Avrei potuto fotografare schiene curve e doloranti intente a zappare l'erba cresciuta rigogliosa ai piedi delle viti, ma come fotografare la gioia immensa nascosta dal sudore e derivante dall'aver resistito alle insidie apparentemente meno faticose di diserbi e seccatutto? Del resto ormai così fanno tutti -o quasi- a questioni di mera economia di denaro e di tempo viene sacrificata l'integrità della natura che ci ospita e di cui siamo parte. Se ci penso, mi accorgo che non è certo questo il mondo che ci hanno lasciato i nostri padri: c'è una sapienza antica nei loro gesti e nei loro insegnamenti che racconta come i grandi risultati richiedano in realtà grandi sforzi e spesso un gran dispendio di tempo e di pazienza: la natura ha tempi che non possono essere forzati senza forzare la nostra stessa natura. Non è questa l'acqua che mi hanno lasciato mio padre e mio nonno, né questa la terra che loro coltivavano e non è questa la terra che vorrei lasciare a quelli che verranno.

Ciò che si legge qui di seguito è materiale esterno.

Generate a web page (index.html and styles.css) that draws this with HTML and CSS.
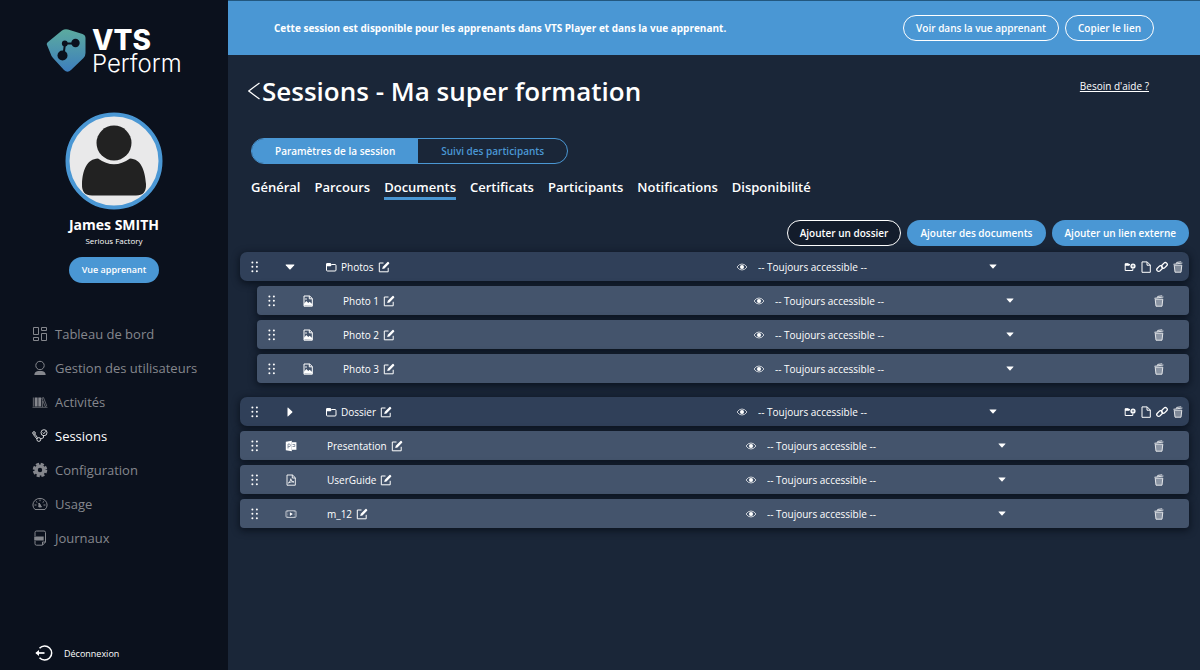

Inseguire a tutti i costi un ritorno economico e farne il senso esclusivo del successo personale, in realtà aliena, non arricchisce e allontana dalla propria ragion d'essere: è un atto di progressivo e lento disamore. Basta guardare la bellezza di un fiore cresciuto alla penombra di un olivo o la leggerezza variopinta di una coccinella per riscoprire l'importanza di un gesto: rinunciare ai veleni quando in realtà sono ancora impiegati troppo e da troppa gente non può cambiare in assoluto le cose, ma cambia le cose per questo fiore o per questa coccinella. È questo che fa la differenza tra chi sceglie di coltivare –false- ricchezze più che alberi e chi invece ama così tanto una pianta e tutto il suo mondo da scegliere di dedicarle un gesto d'amore dove è importante donare per poter poi ambire a ricevere in dono.